The team was led by Professor Yair Bar-Chaim of Tel Aviv University, and its findings were published by the American Psychiatric Association.
The findings will be made public in Israel as well, at a conference at Tel Aviv University on April 27 tol be attended by many researchers, both Israeli and foreign, who specialize in emotional and behavioral disorders in children. In addition to the latest findings on trauma, researchers will discuss the latest developments and studies regarding treatment of trauma.
Bar-Chaim's study focused on post-traumatic stress, depression and anxiety among civilians caused by war. The study found that the chances of post-traumatic symptoms were higher for civilians closest to the front lines, where rockets frequently exploded and where there was less warning time in advance of rocket strikes.
Those living far enough from Gaza to have one minute or more in which to seek shelter after rockets were launched suffered symptoms of post-traumatic stress at roughly the same rate as did those living outside the range of rocket fire altogether. Subjects who felt they had time to seek cover and protect themselves were far less likely to suffer trauma than were those who had little time to react to attacks.

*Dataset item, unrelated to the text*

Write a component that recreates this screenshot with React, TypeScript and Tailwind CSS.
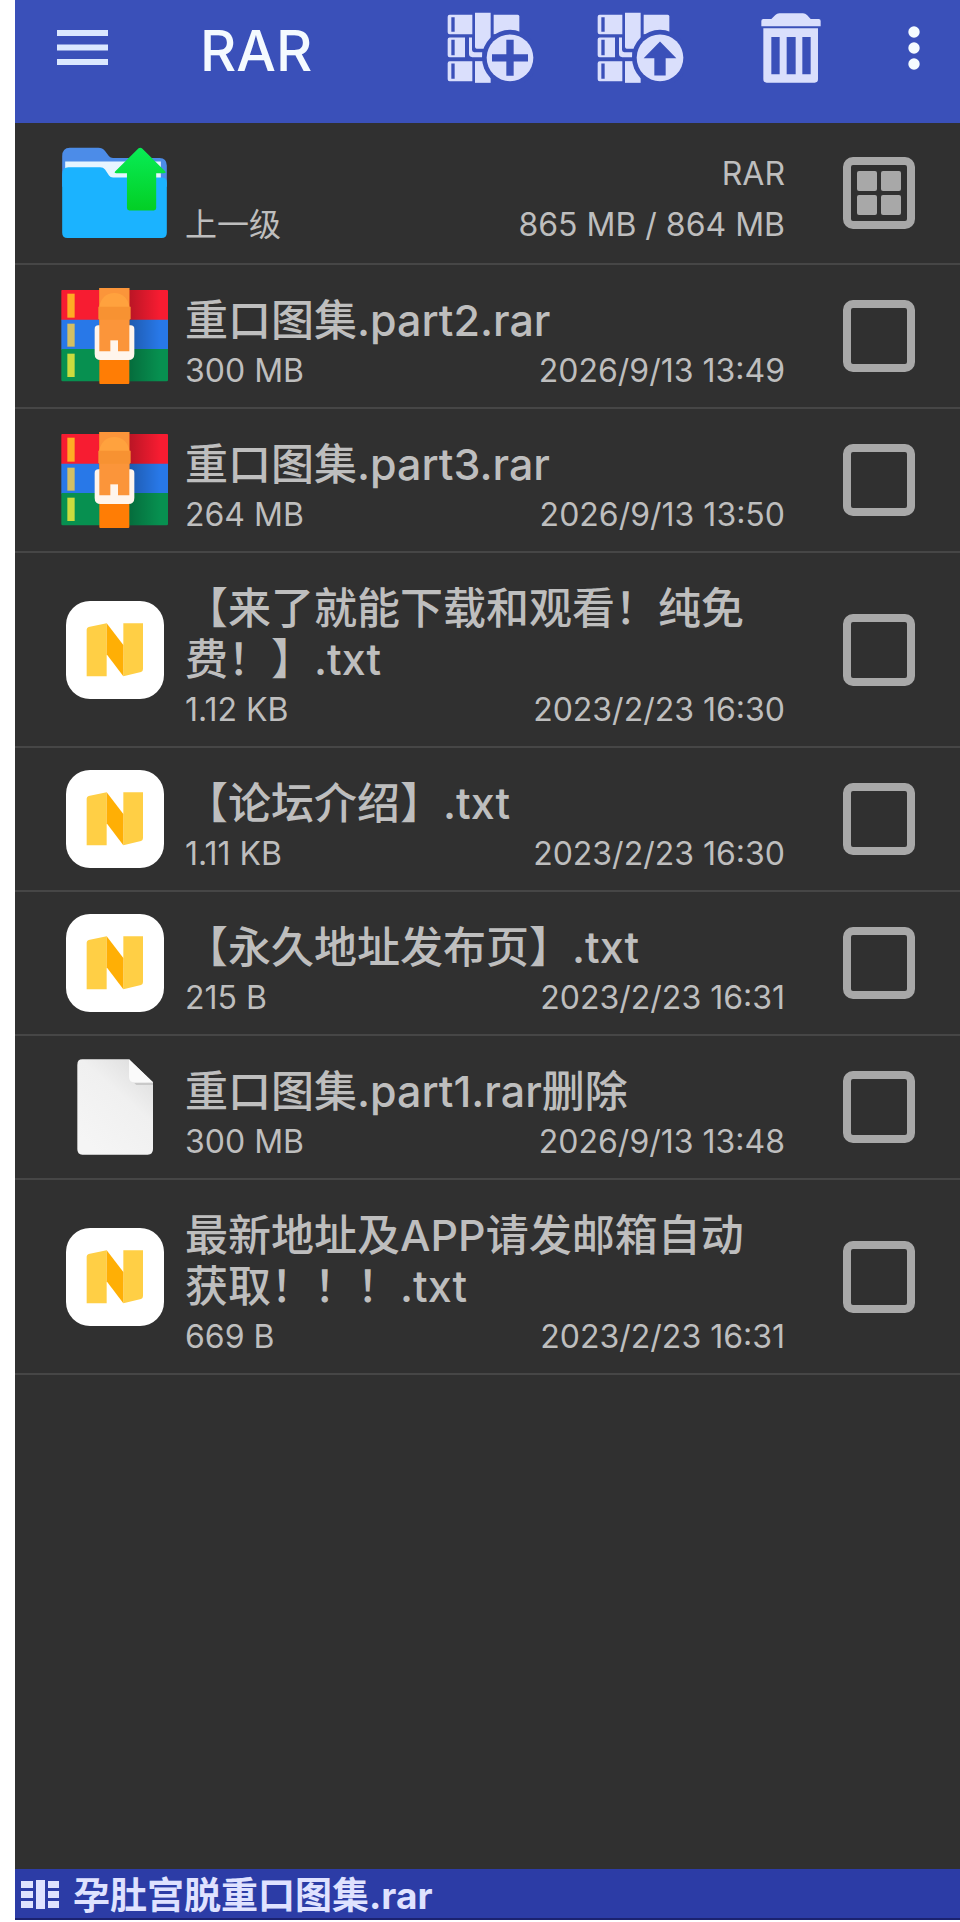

The study also found that life under rocket fire sometimes led to cognitive disengagement from threat. As cognitive disengagement grew, subjects were more likely to develop pathologies such as post-traumatic stress disorder and depression.
The study has implications regarding researchers' understanding of the human mind's response to extreme stress. It also demonstrates the psychological effect of warning systems, such as the Color Red rocket alert used in Israel, during wartime.